The Yukon in Canada is now officially one of my favorite places on earth. We LOVED the huge vast wilderness that is the Yukon. And if you’re going there, you will be stopping in Whitehorse – the only city in the Yukon. It’s a fantastic place to stop and spend a few days which is just what we did last summer. In case you’re considering doing the same, here’s a list of some great things to do in Whitehorse!
- If you’re driving to Alaska, you’re going to Whitehorse
- List of things to see and do in Whitehorse
- 1. S.S. Klondike
- 2. Miles Canyon
- 3. Yukon Wildlife Preserve
- 4. Yukon Beringia Interpretive Centre
- 5. MacBride Museum
- 6. Takhini Hot Springs
- 7. Yukon Transportation Museum
- 8. Kwanlin Dun Cultural Centre
- 9. Yukon Brewing Company
- 10. Whitehorse Fishway
- 11. Yukon Visitor Information Centre
- Wrapping up the list of things to do in Whitehorse
If you’re driving to Alaska, you’re going to Whitehorse
Why? Quite simply and literally – there is no other way. There’s only one road that gets you into Alaska via land and that road goes through Whitehorse. Even if you decide to drive through the Cassiar Highway, you will eventually merge into the Alaska Highway and get to Whitehorse.
And that’s not a bad thing.
The Yukon is a very special place, both in terms of views and its history. There is so much to learn about the area and so much to see and do there. And most of it happens in Whitehorse, the territory’s capital. There’s just not many other “places” in the Yukon, you see.
I’m going to post more about our own trip to Yukon but for now, I wanted to put together a list of places to see and things to do in Whitehorse, for those who may be planning a trip to that wonderfully remote destination.

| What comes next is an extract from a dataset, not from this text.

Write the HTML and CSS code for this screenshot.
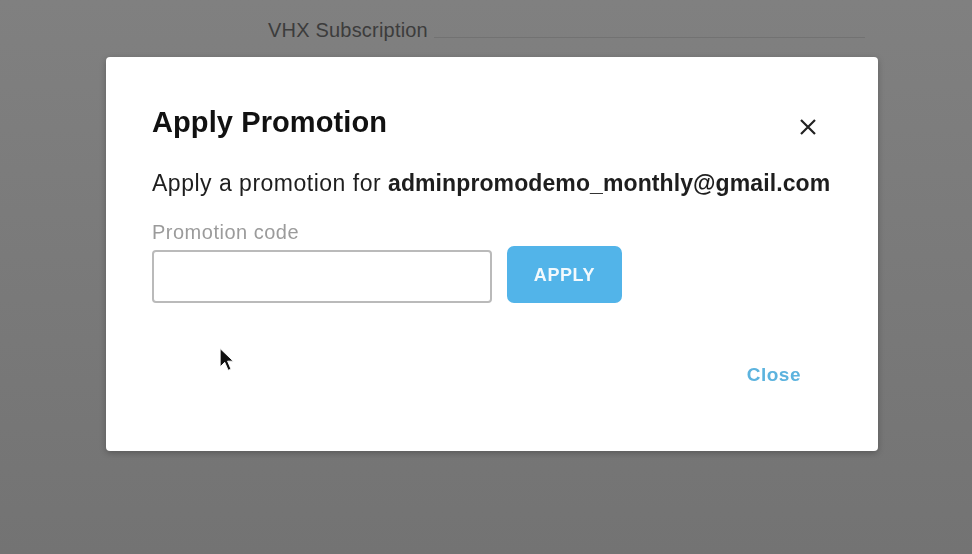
FILE: index.html
```html
<!DOCTYPE html>
<html lang="en">
<head>
    <meta charset="UTF-8">
    <meta name="viewport" content="width=device-width, initial-scale=1.0">
    <title>Apply Promotion</title>
    <link rel="stylesheet" href="styles.css">
</head>
<body>
    <div class="page">
        <div class="page-header">
            <span class="page-title">VHX Subscription</span>
            <span class="page-rule"></span>
        </div>
    </div>

    <div class="overlay">
        <div class="modal">
            <div class="modal-head">
                <h2>Apply Promotion</h2>
                <button class="modal-x" aria-label="Close">
                    <svg width="18" height="18" viewBox="0 0 18 18">
                        <path d="M2 2 L16 16 M16 2 L2 16" stroke="#222" stroke-width="2.2" fill="none"/>
                    </svg>
                </button>
            </div>
            <p class="modal-text">Apply a promotion for <b>adminpromodemo_monthly@gmail.com</b></p>
            <label for="promo-code">Promotion code</label>
            <div class="promo-row">
                <input type="text" id="promo-code" name="promo-code">
                <button class="apply-btn">APPLY</button>
            </div>
            <div class="modal-foot">
                <a href="#" class="close-link">Close</a>
            </div>
        </div>
    </div>

    <!-- mouse pointer seen in the recording -->
    <svg class="cursor" width="16" height="26" viewBox="0 0 14 22">
        <path d="M1 1 L1 17 L5 13 L8 20 L10.5 19 L7.5 12 L12.5 12 Z" fill="#111" stroke="#fff" stroke-width="0.8"/>
    </svg>
</body>
</html>
```

FILE: styles.css
```css
* {
    margin: 0;
    padding: 0;
    box-sizing: border-box;
}

body {
    font-family: 'Liberation Sans', Arial, sans-serif;
    background: linear-gradient(#808080, #737373);
    min-height: 100vh;
    overflow: hidden;
}

.page-header {
    display: flex;
    padding: 18px 107px 0 268px;
}

.page-title {
    font-size: 20px;
    line-height: 24px;
    letter-spacing: 0.2px;
    color: #3c3c3c;
}

.page-rule {
    flex: 1;
    height: 1px;
    margin-left: 6px;
    margin-bottom: 4px;
    align-self: flex-end;
    background: #727272;
}

.overlay {
    position: fixed;
    top: 0;
    left: 0;
    right: 0;
    bottom: 0;
    padding: 57px 0 0 106px;
}

.modal {
    width: 772px;
    background: #fff;
    border-radius: 4px;
    box-shadow: 0 2px 6px rgba(0,0,0,0.25);
    padding: 48px 61px 63px 46px;
}

.modal-head {
    display: flex;
    justify-content: space-between;
    align-items: flex-start;
}

.modal-head h2 {
    font-size: 29px;
    line-height: 34px;
    letter-spacing: 0.1px;
    color: #111;
}

.modal-x {
    background: none;
    border: none;
    margin-top: 13px;
    width: 18px;
    height: 18px;
    cursor: pointer;
}

.modal-x svg {
    display: block;
}

.modal-text {
    margin-top: 30px;
    font-size: 23px;
    line-height: 28px;
    letter-spacing: 0.5px;
    white-space: nowrap;
    color: #1e1e1e;
}

.modal-text b {
    letter-spacing: 0.1px;
}

label {
    display: block;
    margin-top: 23px;
    margin-bottom: 2px;
    font-size: 20px;
    line-height: 24px;
    letter-spacing: 0.5px;
    color: #9b9b9b;
}

.promo-row {
    display: flex;
    align-items: flex-end;
    gap: 15px;
}

.promo-row input {
    width: 340px;
    height: 53px;
    border: 2px solid #bababa;
    border-radius: 4px;
    padding: 0 12px;
    font-size: 18px;
}

.apply-btn {
    width: 115px;
    height: 57px;
    border: none;
    border-radius: 7px;
    background-color: #52b4e9;
    color: #f2f9fd;
    font-family: inherit;
    font-size: 18px;
    font-weight: bold;
    letter-spacing: 0.6px;
    padding-top: 2px;
    cursor: pointer;
}

.modal-foot {
    margin-top: 60px;
    margin-right: 16px;
    text-align: right;
    line-height: 24px;
}

.close-link {
    font-size: 19px;
    font-weight: bold;
    letter-spacing: 0.5px;
    color: #5cb3de;
    text-decoration: none;
}

.cursor {
    position: absolute;
    left: 219px;
    top: 347px;
}
```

List of things to see and do in Whitehorse
1. S.S. Klondike
The Alaska Highway is a fairly new travel route. Up until the middle of the twentieth century, riverboats and sternwheelers were the principal modes of transportation between the Yukon and the outside world. The largest of all these riverboats is the S.S. Klondike. Today it permanently docks on the banks of the Yukon River in Whitehorse – restored and re-furnished. It’s a relatively short tour (1-2 hours) so for a taste of that period do include the SS Klondike in your list of things to do in Whitehorse.
S.S. Klondike was in operation until 1955 because highways had already been constructed. Not a lot of people used the riverboats anymore. The S.S. Klondike later became a National Historic Site of Canada.
Visitors get to watch an introductory film – with actual footage from the old days – before taking the self-guided tour of the S.S. Klondike.
Location: 205-300 Main St, Whitehorse, Yukon
Opening Hours: It is currently closed but it will be open to the public from May 19 to September 4, 2018 from 9:30 A.M. to 5 P.M.
Admission Fees: FREE
2. Miles Canyon
A gorgeous canyon to view and options free guided tours: that is exactly what Miles Canyon offers.
We didn’t take the guided tours but reviewers on TripAdvisor say they’re great. The guides offer information about the history of the First Nations people, the Gold Rush, plants, animals, and geology of the place. The hike lasts for two hours and the free guided tours are at 10:00 A.M. and 2:00 P.M, Tuesday-Saturday.
No registration required. Just show up at the Robert Lowe Suspension Bridge below the Miles Canyon parking lot. During the hike, at one point you will see the Yukon River up close. The hike is quite easy so children may join in on the fun.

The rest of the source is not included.